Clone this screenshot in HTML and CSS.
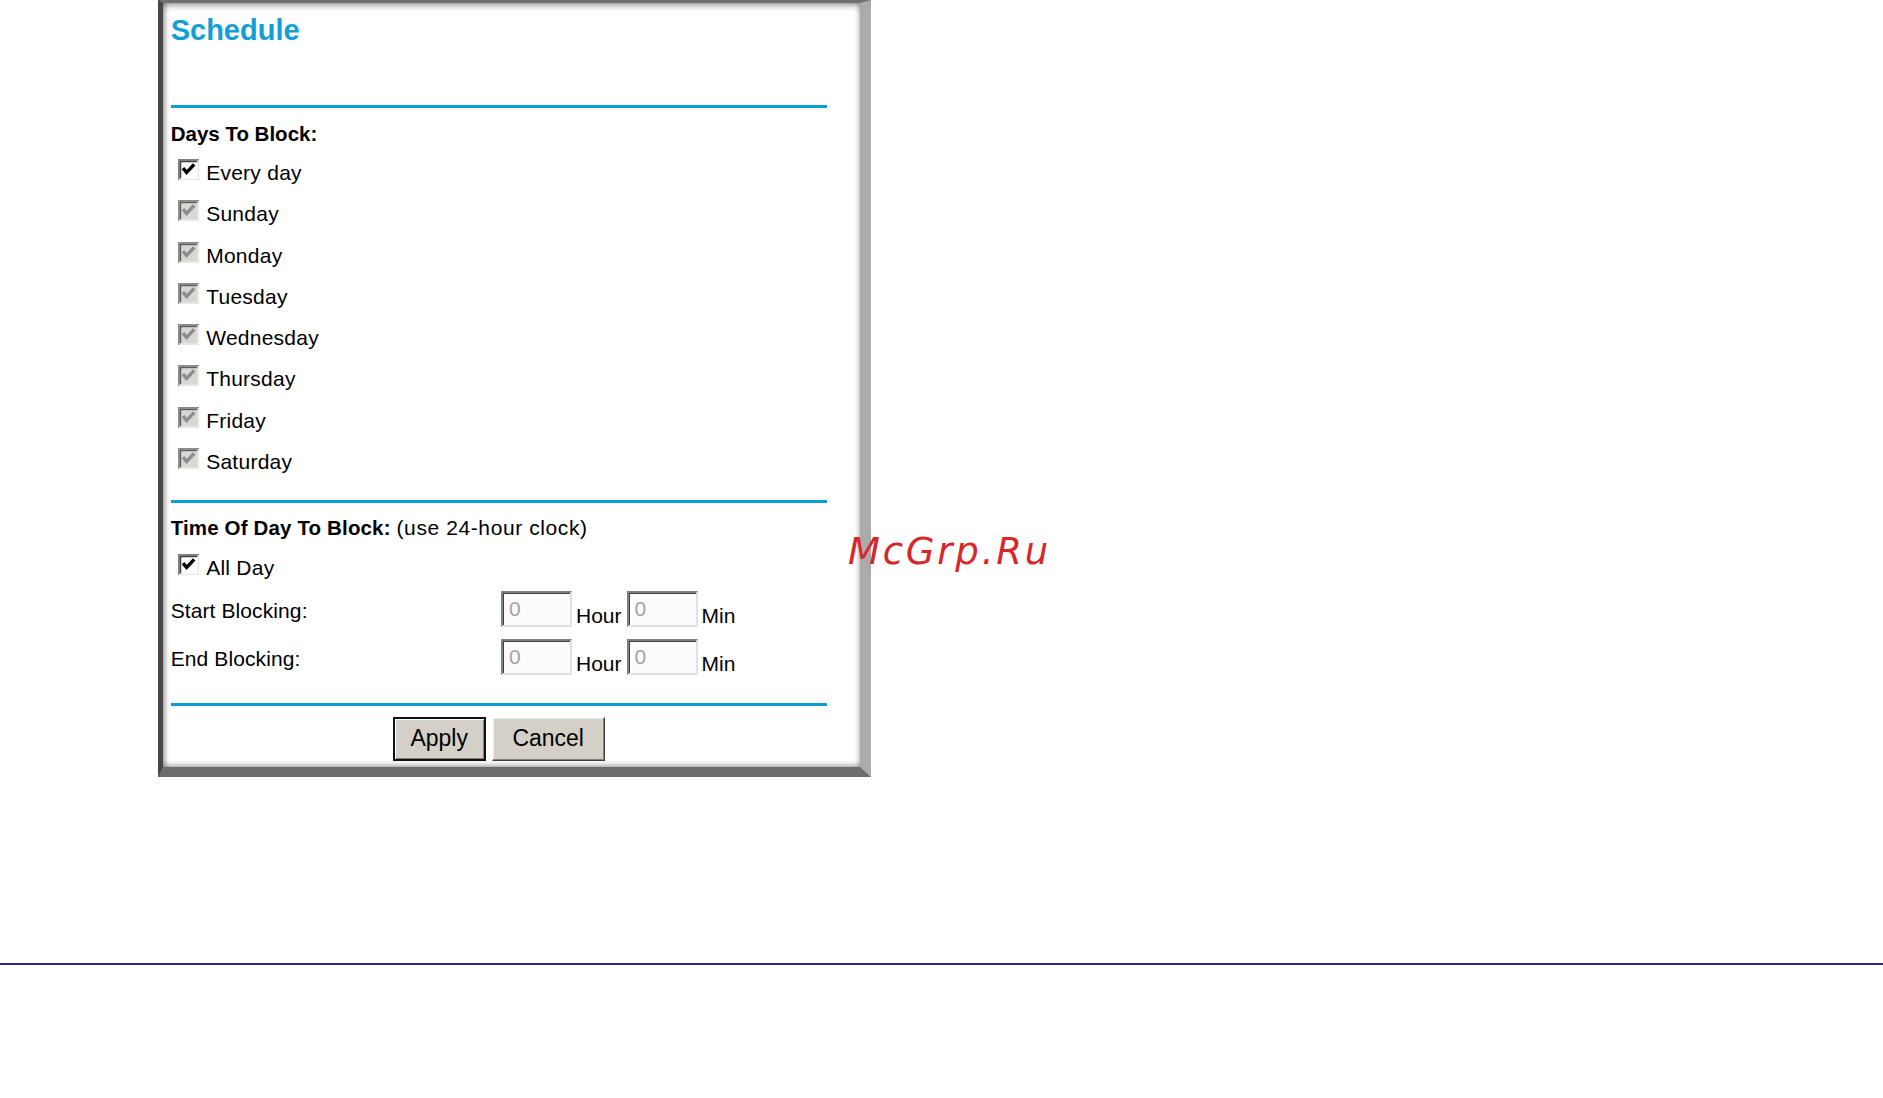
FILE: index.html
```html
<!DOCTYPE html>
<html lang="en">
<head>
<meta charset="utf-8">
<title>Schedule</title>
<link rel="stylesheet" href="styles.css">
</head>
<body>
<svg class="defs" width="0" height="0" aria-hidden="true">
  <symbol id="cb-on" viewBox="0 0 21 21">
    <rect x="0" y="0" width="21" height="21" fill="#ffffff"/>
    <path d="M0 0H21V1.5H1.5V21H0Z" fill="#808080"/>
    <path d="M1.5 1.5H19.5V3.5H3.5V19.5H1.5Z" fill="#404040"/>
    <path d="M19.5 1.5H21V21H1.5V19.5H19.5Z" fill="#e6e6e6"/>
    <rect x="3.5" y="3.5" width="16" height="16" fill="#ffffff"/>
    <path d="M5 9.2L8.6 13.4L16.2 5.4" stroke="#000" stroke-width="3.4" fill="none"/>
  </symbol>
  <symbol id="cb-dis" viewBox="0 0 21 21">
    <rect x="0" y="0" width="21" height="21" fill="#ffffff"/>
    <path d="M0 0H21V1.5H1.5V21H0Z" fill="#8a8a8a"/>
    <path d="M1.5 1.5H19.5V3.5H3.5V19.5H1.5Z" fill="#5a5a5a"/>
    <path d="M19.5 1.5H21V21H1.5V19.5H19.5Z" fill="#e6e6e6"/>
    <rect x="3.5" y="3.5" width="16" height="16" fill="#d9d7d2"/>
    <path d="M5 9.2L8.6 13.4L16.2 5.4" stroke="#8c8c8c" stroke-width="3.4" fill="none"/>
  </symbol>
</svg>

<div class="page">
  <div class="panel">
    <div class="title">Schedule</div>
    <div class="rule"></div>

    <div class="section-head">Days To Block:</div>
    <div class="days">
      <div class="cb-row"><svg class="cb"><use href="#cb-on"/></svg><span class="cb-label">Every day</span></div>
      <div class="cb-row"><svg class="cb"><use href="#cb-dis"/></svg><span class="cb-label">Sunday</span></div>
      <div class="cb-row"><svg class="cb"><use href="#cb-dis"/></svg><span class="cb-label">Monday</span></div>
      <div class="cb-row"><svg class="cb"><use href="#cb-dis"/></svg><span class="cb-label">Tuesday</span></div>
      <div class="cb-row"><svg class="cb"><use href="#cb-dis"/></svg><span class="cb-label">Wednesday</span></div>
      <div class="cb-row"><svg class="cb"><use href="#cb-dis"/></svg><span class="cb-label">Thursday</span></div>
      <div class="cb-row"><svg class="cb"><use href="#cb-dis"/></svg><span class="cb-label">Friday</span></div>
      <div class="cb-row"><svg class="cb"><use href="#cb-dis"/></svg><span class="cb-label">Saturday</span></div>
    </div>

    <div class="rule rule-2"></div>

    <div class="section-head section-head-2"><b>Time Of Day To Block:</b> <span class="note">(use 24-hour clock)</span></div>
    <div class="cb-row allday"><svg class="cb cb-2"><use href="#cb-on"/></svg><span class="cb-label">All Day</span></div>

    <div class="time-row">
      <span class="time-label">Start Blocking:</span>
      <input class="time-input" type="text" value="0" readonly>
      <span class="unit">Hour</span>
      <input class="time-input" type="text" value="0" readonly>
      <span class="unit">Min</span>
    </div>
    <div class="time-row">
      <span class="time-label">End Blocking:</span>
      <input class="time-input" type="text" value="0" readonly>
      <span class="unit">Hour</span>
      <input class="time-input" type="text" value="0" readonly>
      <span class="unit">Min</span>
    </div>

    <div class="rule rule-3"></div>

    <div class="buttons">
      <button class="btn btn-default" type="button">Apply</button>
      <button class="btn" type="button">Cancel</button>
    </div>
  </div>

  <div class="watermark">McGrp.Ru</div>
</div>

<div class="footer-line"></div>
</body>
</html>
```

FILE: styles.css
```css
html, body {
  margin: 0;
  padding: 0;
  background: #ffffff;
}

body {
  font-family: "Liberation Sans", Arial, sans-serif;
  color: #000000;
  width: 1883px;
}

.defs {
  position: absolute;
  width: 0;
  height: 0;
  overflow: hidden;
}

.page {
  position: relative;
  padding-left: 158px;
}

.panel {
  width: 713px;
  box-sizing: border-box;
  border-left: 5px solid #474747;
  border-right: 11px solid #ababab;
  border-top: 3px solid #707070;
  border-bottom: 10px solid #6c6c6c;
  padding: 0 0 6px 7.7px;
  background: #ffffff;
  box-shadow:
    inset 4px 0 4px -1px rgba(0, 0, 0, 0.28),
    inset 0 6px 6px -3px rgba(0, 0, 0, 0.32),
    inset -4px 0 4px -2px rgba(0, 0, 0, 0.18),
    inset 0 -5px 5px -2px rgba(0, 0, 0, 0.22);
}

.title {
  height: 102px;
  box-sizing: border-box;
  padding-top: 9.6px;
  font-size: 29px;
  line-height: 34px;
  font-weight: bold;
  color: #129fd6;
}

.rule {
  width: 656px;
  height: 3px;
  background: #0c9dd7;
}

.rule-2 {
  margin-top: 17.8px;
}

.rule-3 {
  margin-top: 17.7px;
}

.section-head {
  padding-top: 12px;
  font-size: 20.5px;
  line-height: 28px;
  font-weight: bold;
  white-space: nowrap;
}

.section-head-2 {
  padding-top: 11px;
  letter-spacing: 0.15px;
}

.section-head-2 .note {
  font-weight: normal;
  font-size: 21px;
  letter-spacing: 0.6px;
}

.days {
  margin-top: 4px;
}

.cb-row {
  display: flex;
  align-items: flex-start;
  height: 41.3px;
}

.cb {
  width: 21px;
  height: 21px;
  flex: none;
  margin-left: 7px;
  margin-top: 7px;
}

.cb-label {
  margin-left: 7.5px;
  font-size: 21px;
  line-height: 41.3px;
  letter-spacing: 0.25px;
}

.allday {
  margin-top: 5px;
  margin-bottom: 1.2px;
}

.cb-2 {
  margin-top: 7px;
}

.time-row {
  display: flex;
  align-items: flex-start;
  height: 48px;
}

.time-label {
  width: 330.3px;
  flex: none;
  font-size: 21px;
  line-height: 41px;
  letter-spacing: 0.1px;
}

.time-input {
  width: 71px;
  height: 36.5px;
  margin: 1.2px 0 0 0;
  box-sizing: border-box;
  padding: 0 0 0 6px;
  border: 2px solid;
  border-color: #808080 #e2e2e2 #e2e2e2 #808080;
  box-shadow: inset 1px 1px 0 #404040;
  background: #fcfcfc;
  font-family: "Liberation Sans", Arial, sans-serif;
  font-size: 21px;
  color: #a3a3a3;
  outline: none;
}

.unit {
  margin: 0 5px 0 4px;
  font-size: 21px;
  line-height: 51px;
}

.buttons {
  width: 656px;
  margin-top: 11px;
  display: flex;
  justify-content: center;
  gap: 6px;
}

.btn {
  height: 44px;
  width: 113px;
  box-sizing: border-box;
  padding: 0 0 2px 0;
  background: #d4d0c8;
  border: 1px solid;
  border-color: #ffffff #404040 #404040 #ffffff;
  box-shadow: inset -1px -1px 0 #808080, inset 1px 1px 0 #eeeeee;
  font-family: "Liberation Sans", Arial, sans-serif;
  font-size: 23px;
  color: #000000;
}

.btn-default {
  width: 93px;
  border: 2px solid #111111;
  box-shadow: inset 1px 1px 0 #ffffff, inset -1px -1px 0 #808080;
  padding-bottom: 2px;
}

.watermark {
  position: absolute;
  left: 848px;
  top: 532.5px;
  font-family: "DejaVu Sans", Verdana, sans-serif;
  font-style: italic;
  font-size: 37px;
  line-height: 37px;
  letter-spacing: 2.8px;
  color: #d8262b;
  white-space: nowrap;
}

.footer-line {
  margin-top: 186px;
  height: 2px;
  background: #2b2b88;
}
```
==========
[To do]: Copy each line above precisely, dropping the pictures.

[Result for this task]:
Clone this screenshot in HTML and CSS.
FILE: index.html
```html
<!DOCTYPE html>
<html lang="en">
<head>
<meta charset="utf-8">
<title>Schedule</title>
<link rel="stylesheet" href="styles.css">
</head>
<body>
<svg class="defs" width="0" height="0" aria-hidden="true">
  <symbol id="cb-on" viewBox="0 0 21 21">
    <rect x="0" y="0" width="21" height="21" fill="#ffffff"/>
    <path d="M0 0H21V1.5H1.5V21H0Z" fill="#808080"/>
    <path d="M1.5 1.5H19.5V3.5H3.5V19.5H1.5Z" fill="#404040"/>
    <path d="M19.5 1.5H21V21H1.5V19.5H19.5Z" fill="#e6e6e6"/>
    <rect x="3.5" y="3.5" width="16" height="16" fill="#ffffff"/>
    <path d="M5 9.2L8.6 13.4L16.2 5.4" stroke="#000" stroke-width="3.4" fill="none"/>
  </symbol>
  <symbol id="cb-dis" viewBox="0 0 21 21">
    <rect x="0" y="0" width="21" height="21" fill="#ffffff"/>
    <path d="M0 0H21V1.5H1.5V21H0Z" fill="#8a8a8a"/>
    <path d="M1.5 1.5H19.5V3.5H3.5V19.5H1.5Z" fill="#5a5a5a"/>
    <path d="M19.5 1.5H21V21H1.5V19.5H19.5Z" fill="#e6e6e6"/>
    <rect x="3.5" y="3.5" width="16" height="16" fill="#d9d7d2"/>
    <path d="M5 9.2L8.6 13.4L16.2 5.4" stroke="#8c8c8c" stroke-width="3.4" fill="none"/>
  </symbol>
</svg>

<div class="page">
  <div class="panel">
    <div class="title">Schedule</div>
    <div class="rule"></div>

    <div class="section-head">Days To Block:</div>
    <div class="days">
      <div class="cb-row"><svg class="cb"><use href="#cb-on"/></svg><span class="cb-label">Every day</span></div>
      <div class="cb-row"><svg class="cb"><use href="#cb-dis"/></svg><span class="cb-label">Sunday</span></div>
      <div class="cb-row"><svg class="cb"><use href="#cb-dis"/></svg><span class="cb-label">Monday</span></div>
      <div class="cb-row"><svg class="cb"><use href="#cb-dis"/></svg><span class="cb-label">Tuesday</span></div>
      <div class="cb-row"><svg class="cb"><use href="#cb-dis"/></svg><span class="cb-label">Wednesday</span></div>
      <div class="cb-row"><svg class="cb"><use href="#cb-dis"/></svg><span class="cb-label">Thursday</span></div>
      <div class="cb-row"><svg class="cb"><use href="#cb-dis"/></svg><span class="cb-label">Friday</span></div>
      <div class="cb-row"><svg class="cb"><use href="#cb-dis"/></svg><span class="cb-label">Saturday</span></div>
    </div>

    <div class="rule rule-2"></div>

    <div class="section-head section-head-2"><b>Time Of Day To Block:</b> <span class="note">(use 24-hour clock)</span></div>
    <div class="cb-row allday"><svg class="cb cb-2"><use href="#cb-on"/></svg><span class="cb-label">All Day</span></div>

    <div class="time-row">
      <span class="time-label">Start Blocking:</span>
      <input class="time-input" type="text" value="0" readonly>
      <span class="unit">Hour</span>
      <input class="time-input" type="text" value="0" readonly>
      <span class="unit">Min</span>
    </div>
    <div class="time-row">
      <span class="time-label">End Blocking:</span>
      <input class="time-input" type="text" value="0" readonly>
      <span class="unit">Hour</span>
      <input class="time-input" type="text" value="0" readonly>
      <span class="unit">Min</span>
    </div>

    <div class="rule rule-3"></div>

    <div class="buttons">
      <button class="btn btn-default" type="button">Apply</button>
      <button class="btn" type="button">Cancel</button>
    </div>
  </div>

  <div class="watermark">McGrp.Ru</div>
</div>

<div class="footer-line"></div>
</body>
</html>
```

FILE: styles.css
```css
html, body {
  margin: 0;
  padding: 0;
  background: #ffffff;
}

body {
  font-family: "Liberation Sans", Arial, sans-serif;
  color: #000000;
  width: 1883px;
}

.defs {
  position: absolute;
  width: 0;
  height: 0;
  overflow: hidden;
}

.page {
  position: relative;
  padding-left: 158px;
}

.panel {
  width: 713px;
  box-sizing: border-box;
  border-left: 5px solid #474747;
  border-right: 11px solid #ababab;
  border-top: 3px solid #707070;
  border-bottom: 10px solid #6c6c6c;
  padding: 0 0 6px 7.7px;
  background: #ffffff;
  box-shadow:
    inset 4px 0 4px -1px rgba(0, 0, 0, 0.28),
    inset 0 6px 6px -3px rgba(0, 0, 0, 0.32),
    inset -4px 0 4px -2px rgba(0, 0, 0, 0.18),
    inset 0 -5px 5px -2px rgba(0, 0, 0, 0.22);
}

.title {
  height: 102px;
  box-sizing: border-box;
  padding-top: 9.6px;
  font-size: 29px;
  line-height: 34px;
  font-weight: bold;
  color: #129fd6;
}

.rule {
  width: 656px;
  height: 3px;
  background: #0c9dd7;
}

.rule-2 {
  margin-top: 17.8px;
}

.rule-3 {
  margin-top: 17.7px;
}

.section-head {
  padding-top: 12px;
  font-size: 20.5px;
  line-height: 28px;
  font-weight: bold;
  white-space: nowrap;
}

.section-head-2 {
  padding-top: 11px;
  letter-spacing: 0.15px;
}

.section-head-2 .note {
  font-weight: normal;
  font-size: 21px;
  letter-spacing: 0.6px;
}

.days {
  margin-top: 4px;
}

.cb-row {
  display: flex;
  align-items: flex-start;
  height: 41.3px;
}

.cb {
  width: 21px;
  height: 21px;
  flex: none;
  margin-left: 7px;
  margin-top: 7px;
}

.cb-label {
  margin-left: 7.5px;
  font-size: 21px;
  line-height: 41.3px;
  letter-spacing: 0.25px;
}

.allday {
  margin-top: 5px;
  margin-bottom: 1.2px;
}

.cb-2 {
  margin-top: 7px;
}

.time-row {
  display: flex;
  align-items: flex-start;
  height: 48px;
}

.time-label {
  width: 330.3px;
  flex: none;
  font-size: 21px;
  line-height: 41px;
  letter-spacing: 0.1px;
}

.time-input {
  width: 71px;
  height: 36.5px;
  margin: 1.2px 0 0 0;
  box-sizing: border-box;
  padding: 0 0 0 6px;
  border: 2px solid;
  border-color: #808080 #e2e2e2 #e2e2e2 #808080;
  box-shadow: inset 1px 1px 0 #404040;
  background: #fcfcfc;
  font-family: "Liberation Sans", Arial, sans-serif;
  font-size: 21px;
  color: #a3a3a3;
  outline: none;
}

.unit {
  margin: 0 5px 0 4px;
  font-size: 21px;
  line-height: 51px;
}

.buttons {
  width: 656px;
  margin-top: 11px;
  display: flex;
  justify-content: center;
  gap: 6px;
}

.btn {
  height: 44px;
  width: 113px;
  box-sizing: border-box;
  padding: 0 0 2px 0;
  background: #d4d0c8;
  border: 1px solid;
  border-color: #ffffff #404040 #404040 #ffffff;
  box-shadow: inset -1px -1px 0 #808080, inset 1px 1px 0 #eeeeee;
  font-family: "Liberation Sans", Arial, sans-serif;
  font-size: 23px;
  color: #000000;
}

.btn-default {
  width: 93px;
  border: 2px solid #111111;
  box-shadow: inset 1px 1px 0 #ffffff, inset -1px -1px 0 #808080;
  padding-bottom: 2px;
}

.watermark {
  position: absolute;
  left: 848px;
  top: 532.5px;
  font-family: "DejaVu Sans", Verdana, sans-serif;
  font-style: italic;
  font-size: 37px;
  line-height: 37px;
  letter-spacing: 2.8px;
  color: #d8262b;
  white-space: nowrap;
}

.footer-line {
  margin-top: 186px;
  height: 2px;
  background: #2b2b88;
}
```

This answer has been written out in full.